Paris im Jahre 1490: der Maler Nicolas des Innocents erhält den Auftrag des Hofbeamten Jean Le Viste fünf prächtige Tapesserien für seinen Saal zu gestalten. Ursprünglich wollte Le Viste die große Schlacht von Nancy auf den Teppichen sehen, doch durch eine List gelingt es seiner Frau, dass nicht die Schlachten die Tapesserien schmücken, sondern die Verführung eines Einhorns.
Und so macht sich Nicolas an die Arbeit und nutzt die Teppiche seine Gefühle für Le Vistes Tochter Claude zu verewigen.
Doch Claude wird in ein Kloster geschickt, um eine Verbindung mit Nicolas zu verhindern, denn Claude soll jemanden ihres Standes heiraten.
Und so vergehen zwei Jahre, zwei lange Jahre in denen auch alle fünf Tapesserien gefertigt werden.
Am Anfang kam ich nur sehr beschwerlich in das Buch hinein, weil ich es zum einen ständig mit
Das Mädchen mit dem Perlenohrring der Autorin verglichen habe, aber auch weil mir die beiden Protagonisten Nicolas und Claude relativ unsympathisch waren.
Vor allem der Maler Nicolas schafft es, den Leser leicht zu vergraulen, denn der junge Maler denkt bei jeder sich bietenden Gelegenheit nur an Sex und nimmt – es wirkt zu mindestens so – wahllos jede Frau mit ins Bett.

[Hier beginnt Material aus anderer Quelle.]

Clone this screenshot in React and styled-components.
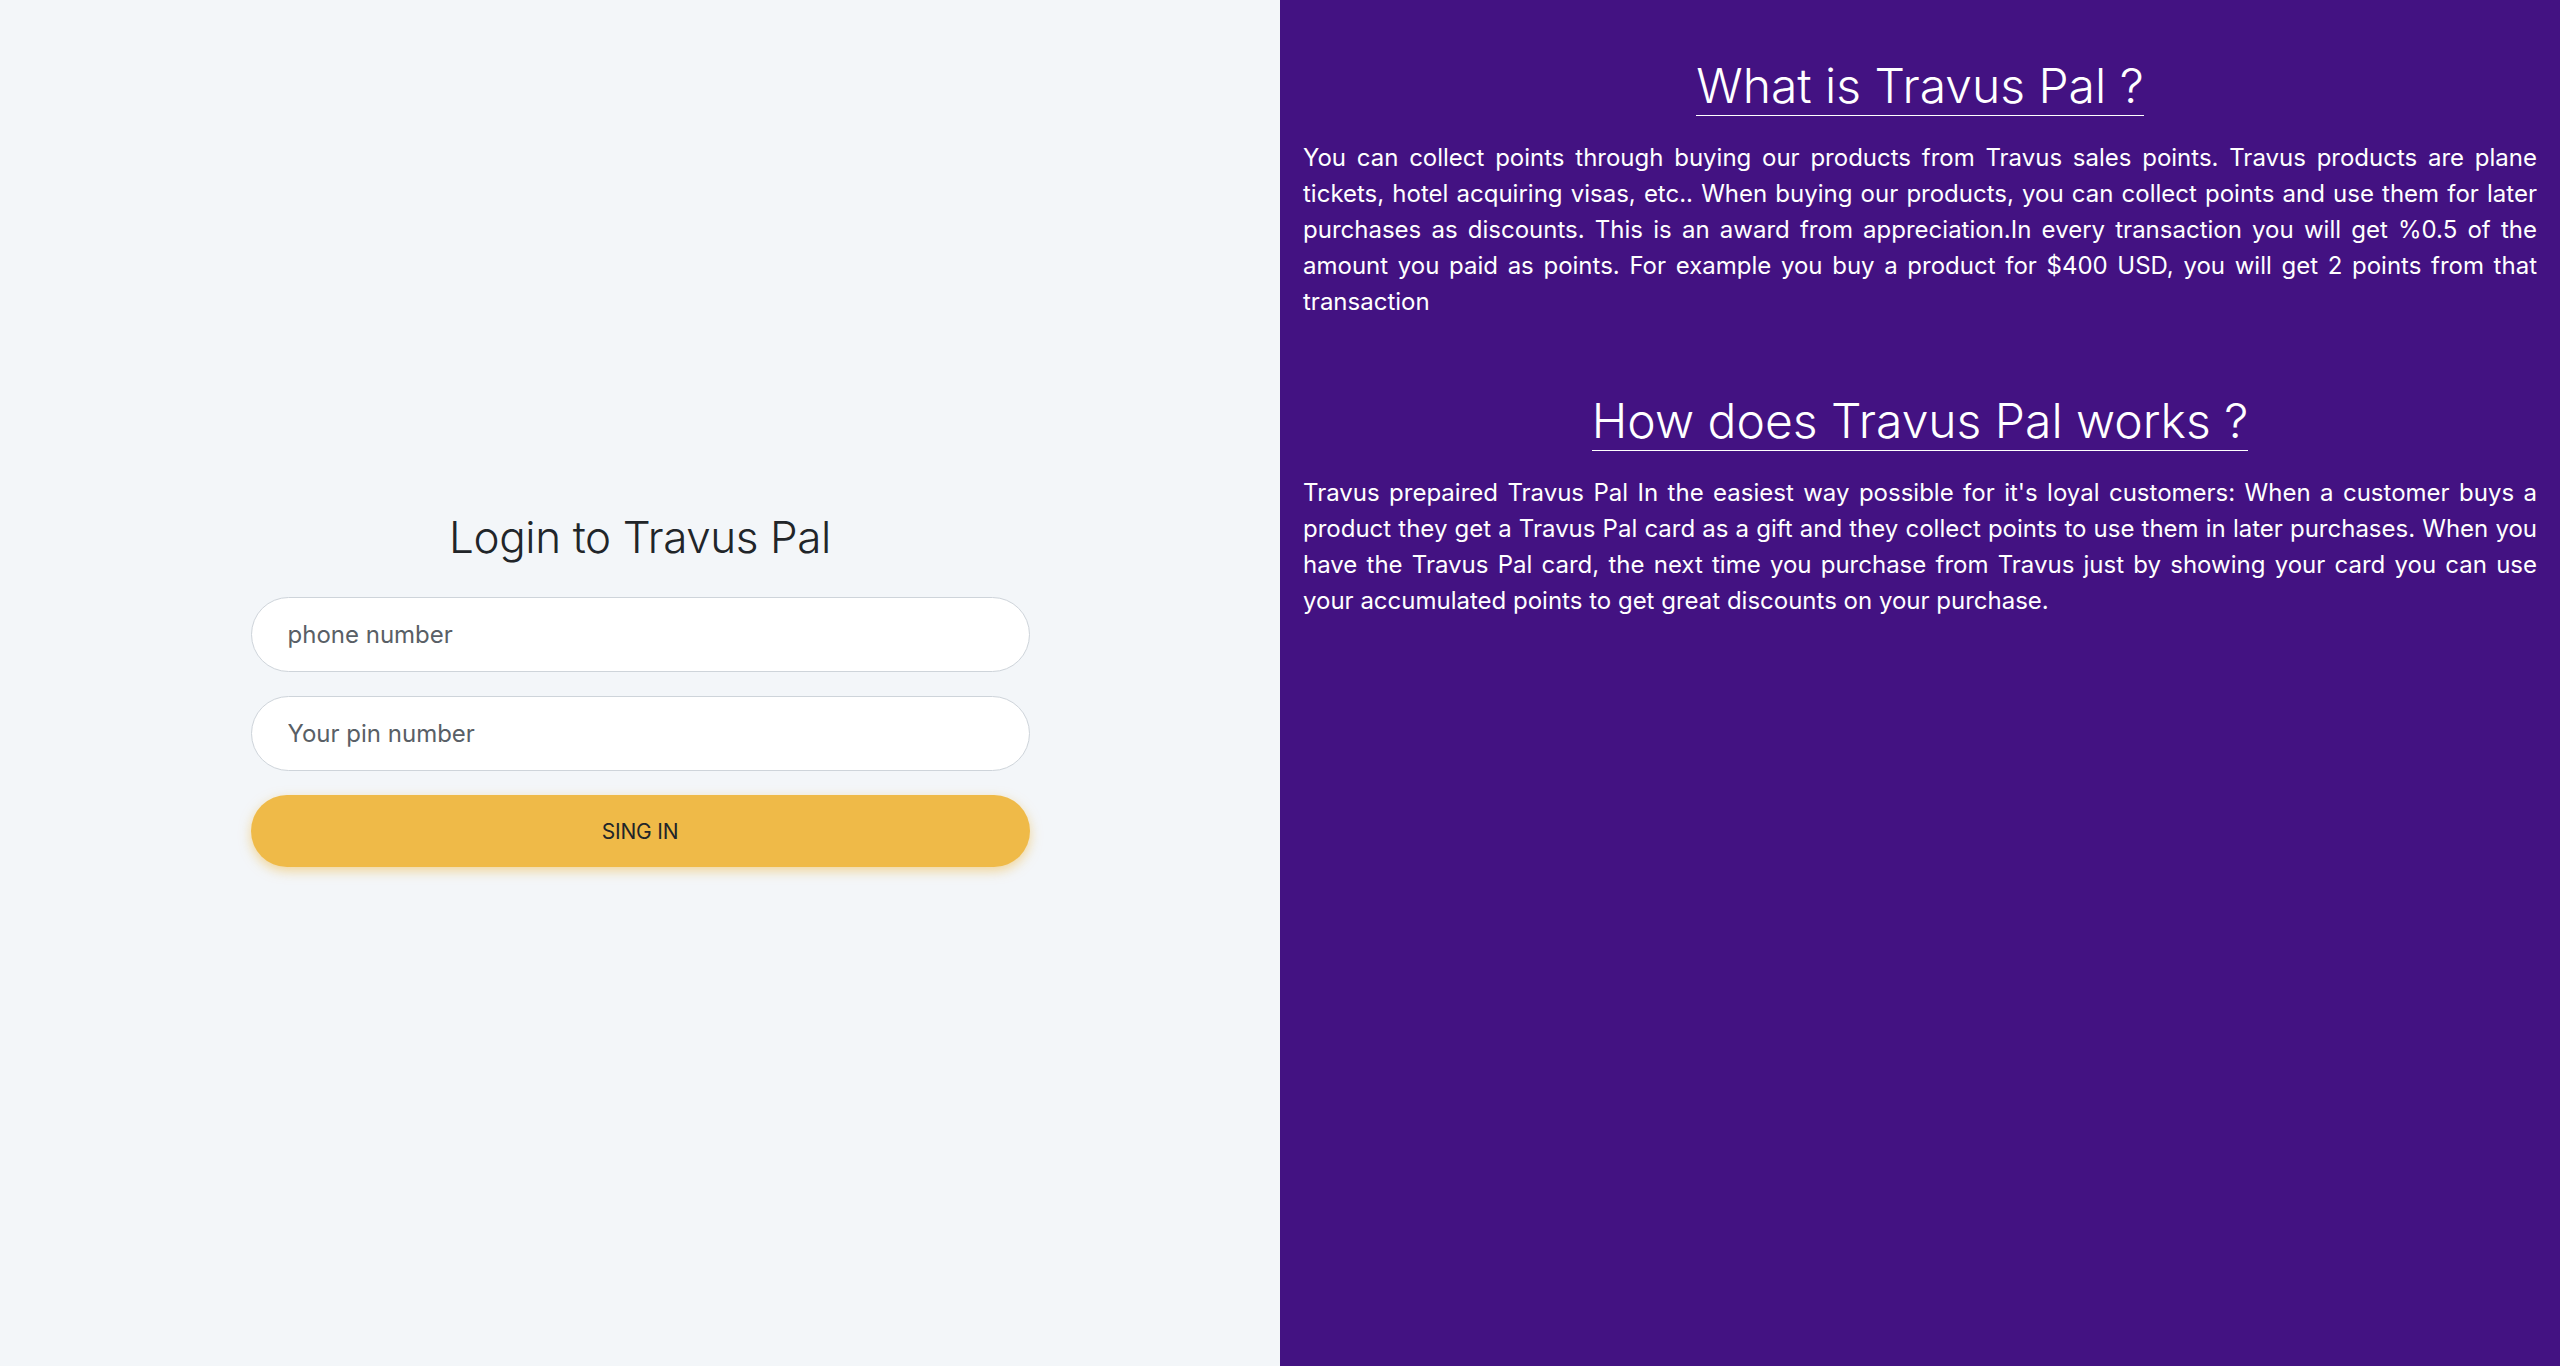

Und so ist es auch fast kein Wunder, dass er sich an Claude Le Viste – Tochter seines Auftraggebers – ebenfalls ran macht. Das Verhalten der 14 jährigen Claude, die sich auch sofort in Nicolas verliebt, trägt auch nicht gerade dazu bei, sie mehr zu mögen.

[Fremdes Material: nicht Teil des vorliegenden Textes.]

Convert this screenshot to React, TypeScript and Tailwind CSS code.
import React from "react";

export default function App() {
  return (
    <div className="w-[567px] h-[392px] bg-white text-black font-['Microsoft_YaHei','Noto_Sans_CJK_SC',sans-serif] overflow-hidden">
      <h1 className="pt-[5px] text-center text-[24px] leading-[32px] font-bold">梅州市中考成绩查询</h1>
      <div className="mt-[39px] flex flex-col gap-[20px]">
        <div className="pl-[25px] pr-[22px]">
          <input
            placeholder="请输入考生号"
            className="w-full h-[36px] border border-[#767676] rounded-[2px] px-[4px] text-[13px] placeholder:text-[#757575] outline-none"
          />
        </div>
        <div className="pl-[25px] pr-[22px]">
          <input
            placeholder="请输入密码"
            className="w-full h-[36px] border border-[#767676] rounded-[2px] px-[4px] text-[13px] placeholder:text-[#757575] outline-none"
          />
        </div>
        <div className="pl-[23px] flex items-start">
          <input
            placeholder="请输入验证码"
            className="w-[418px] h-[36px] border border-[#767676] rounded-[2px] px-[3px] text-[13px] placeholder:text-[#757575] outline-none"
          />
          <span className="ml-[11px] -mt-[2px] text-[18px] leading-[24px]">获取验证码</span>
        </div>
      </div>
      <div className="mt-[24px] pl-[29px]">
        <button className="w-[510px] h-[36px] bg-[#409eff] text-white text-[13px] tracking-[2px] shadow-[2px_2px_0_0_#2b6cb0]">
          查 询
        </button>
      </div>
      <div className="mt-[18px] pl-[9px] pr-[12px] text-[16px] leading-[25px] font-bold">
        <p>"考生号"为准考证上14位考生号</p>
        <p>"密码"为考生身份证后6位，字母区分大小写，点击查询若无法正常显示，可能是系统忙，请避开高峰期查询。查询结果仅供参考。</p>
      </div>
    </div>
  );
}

Doch an dieser Stelle ist der Klappentext etwas irre führend. Er suggeriert, dass es sich in dem Roman hauptsächlich um die unglückliche Liebe von Claude und Nicolas drehen wird. Doch die Liebesgeschichte ist nur ein Aspekt des Ganzen.
Während der Herstellung der Tapesserien verweilt Nicolas oft in Brüssel um die Arbeiten zu überprüfen und Claude kommt in der Zeit ins Kloster.

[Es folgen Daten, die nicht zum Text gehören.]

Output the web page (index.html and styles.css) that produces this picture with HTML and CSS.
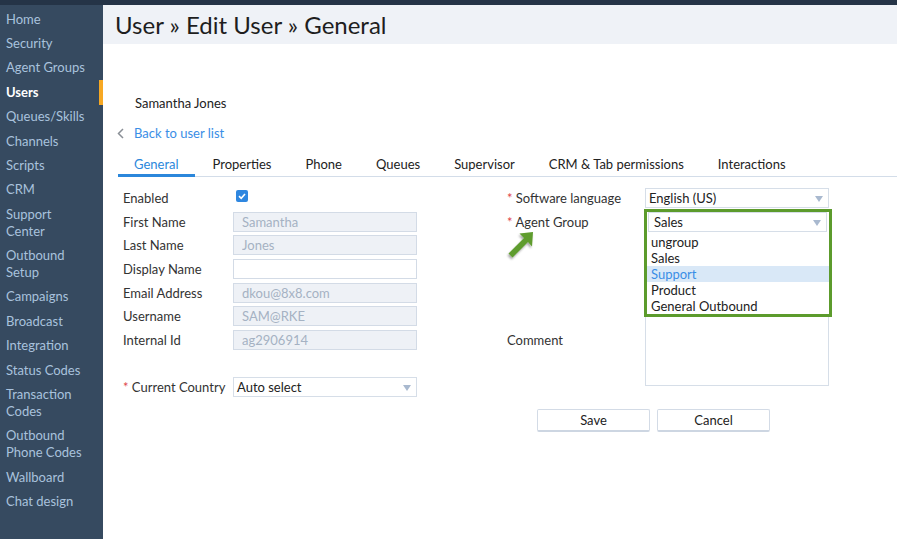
FILE: index.html
```html
<!DOCTYPE html>
<html>
<head>
    <meta charset="UTF-8">
    <meta name="viewport" content="width=device-width, initial-scale=1.0">
    <title>User - Edit User</title>
    <link rel="stylesheet" href="styles.css">
</head>

<body>

    <div class="topbar"></div>

    <div class="layout">

        <div class="sidebar">
            <ul>
                <li><a href="#">Home</a></li>
                <li><a href="#">Security</a></li>
                <li><a href="#">Agent Groups</a></li>
                <li class="active"><a href="#">Users</a></li>
                <li><a href="#">Queues/Skills</a></li>
                <li><a href="#">Channels</a></li>
                <li><a href="#">Scripts</a></li>
                <li><a href="#">CRM</a></li>
                <li><a href="#">Support Center</a></li>
                <li><a href="#">Outbound Setup</a></li>
                <li><a href="#">Campaigns</a></li>
                <li><a href="#">Broadcast</a></li>
                <li><a href="#">Integration</a></li>
                <li><a href="#">Status Codes</a></li>
                <li><a href="#">Transaction Codes</a></li>
                <li><a href="#">Outbound Phone Codes</a></li>
                <li><a href="#">Wallboard</a></li>
                <li><a href="#">Chat design</a></li>
            </ul>
        </div>

        <div class="main">
            <div class="page-title">
                <h1>User » Edit User » General</h1>
            </div>

            <div class="content">
                <div class="user-name">Samantha Jones</div>

                <a href="#" class="back-link">
                    <svg class="chev" width="7" height="11" viewBox="0 0 7 11"><polyline points="6,1 1.5,5.5 6,10" fill="none" stroke="#8a8f96" stroke-width="1.5"/></svg>
                    Back to user list
                </a>

                <ul class="tabs">
                    <li class="active">General</li>
                    <li>Properties</li>
                    <li>Phone</li>
                    <li>Queues</li>
                    <li>Supervisor</li>
                    <li>CRM &amp; Tab permissions</li>
                    <li>Interactions</li>
                </ul>

                <div class="form">
                    <!-- left column -->
                    <div class="col col-left">
                        <div class="row">
                            <label>Enabled</label>
                            <span class="check">
                                <svg width="12" height="12" viewBox="0 0 12 12"><polyline points="3,6.2 5.2,8.3 9,4" fill="none" stroke="#fff" stroke-width="1.6"/></svg>
                            </span>
                        </div>
                        <div class="row"><label>First Name</label><input type="text" value="Samantha" disabled></div>
                        <div class="row"><label>Last Name</label><input type="text" value="Jones" disabled></div>
                        <div class="row"><label>Display Name</label><input type="text" value=""></div>
                        <div class="row"><label>Email Address</label><input type="text" value="dkou@8x8.com" disabled></div>
                        <div class="row"><label>Username</label><input type="text" value="SAM@RKE" disabled></div>
                        <div class="row"><label>Internal Id</label><input type="text" value="ag2906914" disabled></div>
                        <div class="row"></div>
                        <div class="row">
                            <label><span class="req">*</span> Current Country</label>
                            <div class="select">Auto select<span class="caret"></span></div>
                        </div>
                    </div>

                    <!-- right column -->
                    <div class="col col-right">
                        <div class="row">
                            <label><span class="req">*</span> Software language</label>
                            <div class="select">English (US)<span class="caret"></span></div>
                        </div>
                        <div class="row">
                            <label><span class="req">*</span> Agent Group</label>
                            <div class="agent-cell">
                                <div class="agent-pop">
                                    <div class="select select-open">Sales<span class="caret"></span></div>
                                    <ul class="options">
                                        <li>ungroup</li>
                                        <li>Sales</li>
                                        <li class="hover">Support</li>
                                        <li>Product</li>
                                        <li>General Outbound</li>
                                    </ul>
                                </div>
                            </div>
                            <svg class="pointer" width="32" height="32" viewBox="0 0 32 32">
                                <defs>
                                    <filter id="sh" x="-30%" y="-30%" width="160%" height="160%">
                                        <feDropShadow dx="-1" dy="2" stdDeviation="1.2" flood-color="#000" flood-opacity="0.35"/>
                                    </filter>
                                </defs>
                                <polygon points="27,2 13.5,3.5 18,8 2.5,23.5 6.5,27.5 22,12 26,16.5" fill="#5e9c2e" filter="url(#sh)"/>
                            </svg>
                        </div>
                        <div class="row"></div>
                        <div class="row"></div>
                        <div class="row comment-row">
                            <label>Comment</label>
                            <textarea></textarea>
                        </div>
                    </div>
                </div>

                <div class="buttons">
                    <button class="btn">Save</button>
                    <button class="btn">Cancel</button>
                </div>
            </div>
        </div>
    </div>

</body>

</html>
```

FILE: styles.css
```css
body {
    font-family: 'Lato', 'Open Sans', sans-serif;
    margin: 0;
    padding: 0;
    color: #333;
    background-color: #fff;
    font-size: 13px;
}

.topbar {
    height: 5px;
    background-color: #253447;
}

.layout {
    display: flex;
    min-height: calc(100vh - 5px);
}

/* sidebar */

.sidebar {
    width: 103px;
    flex-shrink: 0;
    background-color: #364a60;
}

.sidebar ul {
    list-style: none;
    margin: 0;
    padding: 2px 0 0 0;
}

.sidebar li {
    padding: 3.7px 10px 3.7px 6px;
    line-height: 17px;
}

.sidebar a {
    color: #a9c2dd;
    text-decoration: none;
}

.sidebar li.active {
    box-shadow: inset -4px 0 0 #f7a823;
}

.sidebar li.active a {
    color: #fff;
    font-weight: bold;
}

/* main */

.main {
    flex-grow: 1;
}

.page-title {
    background-color: #eff2f7;
    height: 39px;
    padding-left: 12px;
}

.page-title h1 {
    margin: 0;
    font-weight: normal;
    font-size: 24px;
    line-height: 40px;
    color: #1e1e1e;
}

.content {
    padding-top: 50.5px;
}

.user-name {
    padding-left: 32px;
    line-height: 17px;
    color: #222;
}

.back-link {
    display: flex;
    align-items: center;
    margin-top: 13px;
    padding-left: 14px;
    line-height: 17px;
    color: #3a8ee6;
    text-decoration: none;
}

.back-link .chev {
    margin-right: 10px;
}

.tabs {
    list-style: none;
    display: flex;
    margin: 9px 0 0 15px;
    padding: 0;
    border-bottom: 1px solid #d3dde9;
}

.tabs li {
    padding: 5px 16px 1.5px;
    line-height: 17px;
    border-bottom: 3px solid transparent;
    margin-bottom: -1px;
    margin-right: 2px;
    color: #222;
}

.tabs li.active {
    color: #2b87db;
    border-bottom-color: #2b87db;
}

/* form */

.form {
    display: flex;
    margin-top: 9px;
}

.col-left {
    padding-left: 20px;
    width: 294px;
}

.col-right {
    margin-left: 90px;
    width: 322px;
}

.row {
    display: flex;
    align-items: center;
    height: 23.7px;
    position: relative;
}

.col-left label {
    width: 110px;
    flex-shrink: 0;
}

.col-right label {
    width: 138px;
    flex-shrink: 0;
}

.req {
    color: #e0474c;
}

.check {
    display: inline-flex;
    width: 12px;
    height: 12px;
    margin-left: 3px;
    margin-top: -4px;
    border-radius: 2px;
    background-color: #2f87e0;
}

input[type="text"] {
    box-sizing: border-box;
    width: 184px;
    height: 20px;
    margin: 0;
    padding: 0 8px;
    border: 1px solid #d3dbe6;
    font-family: inherit;
    font-size: 13px;
    color: #333;
    background-color: #fff;
}

input[type="text"]:disabled {
    background-color: #eef1f6;
    color: #a5b2c3;
}

.select {
    box-sizing: border-box;
    position: relative;
    width: 184px;
    height: 20px;
    line-height: 18px;
    padding: 0 3px;
    border: 1px solid #d6dee8;
    background-color: #fff;
    color: #222;
}

.caret {
    position: absolute;
    right: 5px;
    top: 7px;
    width: 0;
    height: 0;
    border-left: 4.5px solid transparent;
    border-right: 4.5px solid transparent;
    border-top: 6px solid #a9b9cf;
}

/* agent group dropdown with highlight frame */

.agent-cell {
    width: 184px;
    height: 20px;
    position: relative;
}

.agent-pop {
    position: absolute;
    left: -1px;
    top: -3px;
    width: 182px;
    border: 3px solid #5c9b2c;
    background-color: #fff;
    z-index: 2;
}

.agent-pop .select {
    width: 179px;
    margin: 0 0 0 1px;
    padding-left: 5px;
}

.options {
    list-style: none;
    margin: 2px 0 0 0;
    padding: 0;
}

.options li {
    line-height: 16px;
    padding-left: 4px;
    color: #222;
}

.options li.hover {
    background-color: #d9e8f7;
    color: #3a8ee6;
}

.pointer {
    position: absolute;
    left: -1px;
    top: 20px;
}

.comment-row {
    align-items: flex-start;
    height: auto;
}

.comment-row label {
    padding-top: 51px;
}

textarea {
    box-sizing: border-box;
    width: 184px;
    height: 105px;
    margin: 0;
    border: 1px solid #d6dee8;
    resize: none;
    font-family: inherit;
}

/* buttons */

.buttons {
    display: flex;
    gap: 7px;
    margin: 10px 0 0 434px;
}

.btn {
    width: 113px;
    height: 23px;
    background-color: #fff;
    border: 1px solid #d3dbe6;
    border-bottom: 2px solid #cdd6e2;
    border-radius: 2px;
    font-family: inherit;
    font-size: 13px;
    color: #222;
    cursor: pointer;
}
```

In Brüssel trifft Nicolas die Wirkerfamilie, die die Teppiche herstellen wird und das Leben mit dieser Familie wird zum Schwerpunkt der Geschichte.
Auch hier fühlt sich Nicolas wieder von den Frauen der Familie angezogen. Besonders die blinde Tochter Alienor hat es dem Maler angetan.
Meine Abneigung gegen Nicolas wurde im Verlauf der Geschichte immer weniger, auch, weil sie immer unwichtiger wurde.
Viel mehr drängten sich die Frauen in den Vordergrund mit ihren Wünschen, Sehnsüchten und Gefühlen. Und das sind nicht nur Claude und Alienor, sondern auch deren Mütter.
Nicolas verarbeitet seine Gefühle und seine Gedanken zu den Frauen in den Wandteppichen und so wird jede auf ihre Weise verewigt.
Es war das Leben dieser Frauen, das mich berührte. Obwohl alle in unterschiedlichen Ständen geboren wurden, sind alle miteinander durch die ihnen auferlegten Zwänge, unerfüllter Liebe und Wünschen miteinander verbunden.
Das Buch wird aus der Perspektive mehrerer Personen erzählt; jedes Kapitel aus der Perspektive eines anderen Charakters. Das ist gerade am Anfang sehr verwirrend, aber auch das legt sich mit der Zeit. So wird die Erzählperspektive zum interessanten Vermittler zwischen Leser und Geschichte.
Der Kuss des Einhorns ist eine schöne Geschichte über ein reales Kunstwerk, bei der man das Gefühl hat, das sie so tatsächlich hätte passieren können.